The administrators in the meeting believed that once they were done
listening to these student experiences, there would be room for
dialogue. But once Byrne announced Reform CAPS no longer wanted to
meet, it was clear that wasn’t the case.
“There are a lot of students that have been harmed in the past.
That’s the foundation of our work,” Bogdanowicz said. “Their
inability or unwillingness to acknowledge those experiences means
that those students who have had those experiences in the past are
still being, in a way, shut out from those resources.”
As Reform CAPS walked out, the room was silent again. The student
group didn’t expect a response, nor did its members want one.
“I fundamentally disagree with a public apology around the services
that CAPS has offered because there was a lot of good done in those
years, and I know we have to make shifts.”
– Dean of Students Mona Dugo
Today, Reform CAPS is returning to its original goals and updating
its list of demands for CAPS. The group is forming a statement of
acknowledgement of student experiences that it had asked CAPS to
release.

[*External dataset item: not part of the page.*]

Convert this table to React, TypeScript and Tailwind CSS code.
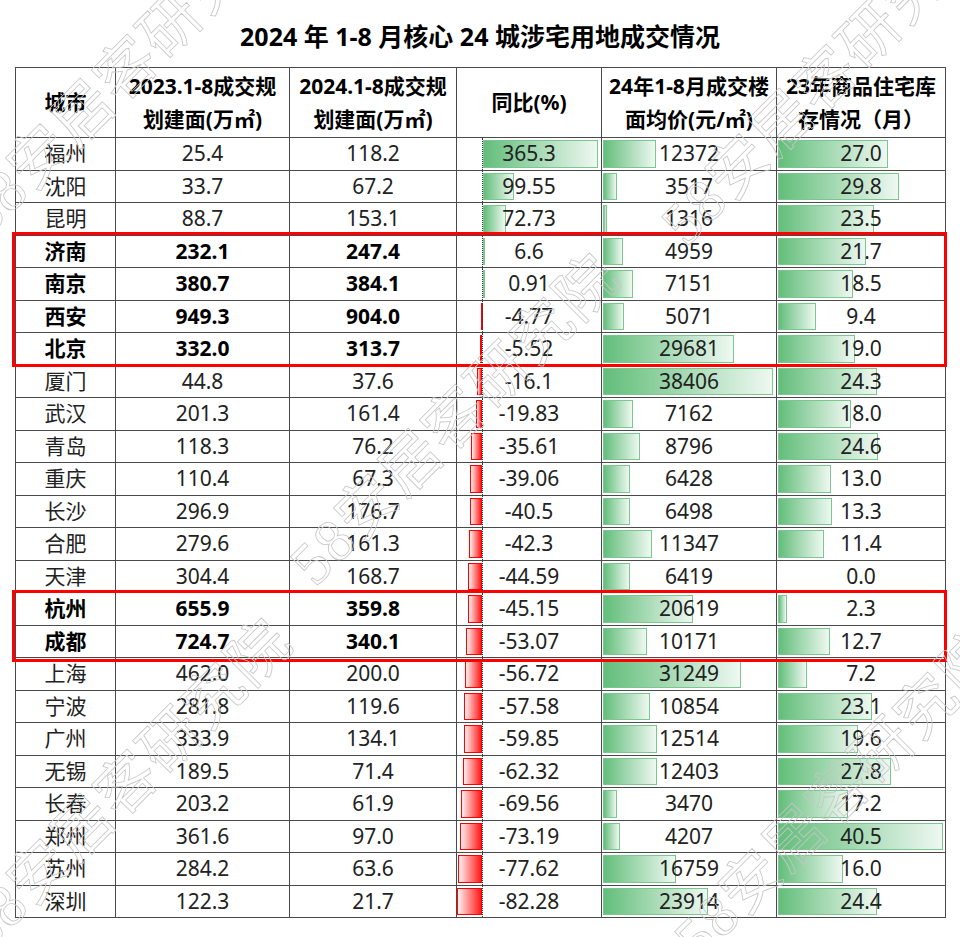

It’s also working to expand the campus chapter of Project
Lets to bring more student-led mental health services to NU.
But on that final night during their post-meeting debrief,
Byrne showed up with what they thought was an ugly and profane
sheet cake. (Reform CAPS asked North by Northwestern not to
print exactly what the sheet cake said.) The group sat in Main
Library and had their cake, choosing to view the end of these meetings
as a chance to do something new and potentially better.
“These meetings have been very heavy and a lot of the work that we’ve
been doing is very heavy, so we’re trying to find the joy in it and
the good moments,” Bogdanowicz said. “Not to make light of the
experiences or situation, but I think that’s something you have
to do in advocacy work. Find the joy in it.”